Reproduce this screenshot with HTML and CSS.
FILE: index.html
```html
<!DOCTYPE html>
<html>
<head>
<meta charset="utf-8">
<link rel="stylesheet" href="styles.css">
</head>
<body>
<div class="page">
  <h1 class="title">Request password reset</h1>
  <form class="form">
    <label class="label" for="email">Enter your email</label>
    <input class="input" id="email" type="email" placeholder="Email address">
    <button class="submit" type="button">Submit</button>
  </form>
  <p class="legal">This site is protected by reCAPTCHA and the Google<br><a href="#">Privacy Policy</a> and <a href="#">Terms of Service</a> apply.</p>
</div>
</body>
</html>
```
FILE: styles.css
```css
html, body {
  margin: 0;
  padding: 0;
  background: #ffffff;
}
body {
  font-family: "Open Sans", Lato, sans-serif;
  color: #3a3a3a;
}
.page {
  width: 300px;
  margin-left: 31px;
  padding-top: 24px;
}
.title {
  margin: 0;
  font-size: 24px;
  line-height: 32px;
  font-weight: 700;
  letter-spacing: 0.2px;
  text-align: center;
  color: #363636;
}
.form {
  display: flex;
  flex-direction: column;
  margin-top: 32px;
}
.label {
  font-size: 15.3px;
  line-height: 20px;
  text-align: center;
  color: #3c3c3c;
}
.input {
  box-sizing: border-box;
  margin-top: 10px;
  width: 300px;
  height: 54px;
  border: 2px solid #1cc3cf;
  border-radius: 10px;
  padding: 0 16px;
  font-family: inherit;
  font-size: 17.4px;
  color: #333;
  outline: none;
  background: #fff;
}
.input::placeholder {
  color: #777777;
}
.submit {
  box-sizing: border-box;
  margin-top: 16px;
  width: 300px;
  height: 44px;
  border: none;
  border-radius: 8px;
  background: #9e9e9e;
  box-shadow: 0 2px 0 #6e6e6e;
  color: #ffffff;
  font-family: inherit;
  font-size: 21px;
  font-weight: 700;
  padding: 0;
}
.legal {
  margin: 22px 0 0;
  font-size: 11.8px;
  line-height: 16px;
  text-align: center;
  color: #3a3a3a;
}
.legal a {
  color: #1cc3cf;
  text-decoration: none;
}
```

> **Problem requirements**:
Can you reproduce all the material exactly?

> **Result for this task**:
Reproduce this screenshot with HTML and CSS.
FILE: index.html
```html
<!DOCTYPE html>
<html>
<head>
<meta charset="utf-8">
<link rel="stylesheet" href="styles.css">
</head>
<body>
<div class="page">
  <h1 class="title">Request password reset</h1>
  <form class="form">
    <label class="label" for="email">Enter your email</label>
    <input class="input" id="email" type="email" placeholder="Email address">
    <button class="submit" type="button">Submit</button>
  </form>
  <p class="legal">This site is protected by reCAPTCHA and the Google<br><a href="#">Privacy Policy</a> and <a href="#">Terms of Service</a> apply.</p>
</div>
</body>
</html>
```
FILE: styles.css
```css
html, body {
  margin: 0;
  padding: 0;
  background: #ffffff;
}
body {
  font-family: "Open Sans", Lato, sans-serif;
  color: #3a3a3a;
}
.page {
  width: 300px;
  margin-left: 31px;
  padding-top: 24px;
}
.title {
  margin: 0;
  font-size: 24px;
  line-height: 32px;
  font-weight: 700;
  letter-spacing: 0.2px;
  text-align: center;
  color: #363636;
}
.form {
  display: flex;
  flex-direction: column;
  margin-top: 32px;
}
.label {
  font-size: 15.3px;
  line-height: 20px;
  text-align: center;
  color: #3c3c3c;
}
.input {
  box-sizing: border-box;
  margin-top: 10px;
  width: 300px;
  height: 54px;
  border: 2px solid #1cc3cf;
  border-radius: 10px;
  padding: 0 16px;
  font-family: inherit;
  font-size: 17.4px;
  color: #333;
  outline: none;
  background: #fff;
}
.input::placeholder {
  color: #777777;
}
.submit {
  box-sizing: border-box;
  margin-top: 16px;
  width: 300px;
  height: 44px;
  border: none;
  border-radius: 8px;
  background: #9e9e9e;
  box-shadow: 0 2px 0 #6e6e6e;
  color: #ffffff;
  font-family: inherit;
  font-size: 21px;
  font-weight: 700;
  padding: 0;
}
.legal {
  margin: 22px 0 0;
  font-size: 11.8px;
  line-height: 16px;
  text-align: center;
  color: #3a3a3a;
}
.legal a {
  color: #1cc3cf;
  text-decoration: none;
}
```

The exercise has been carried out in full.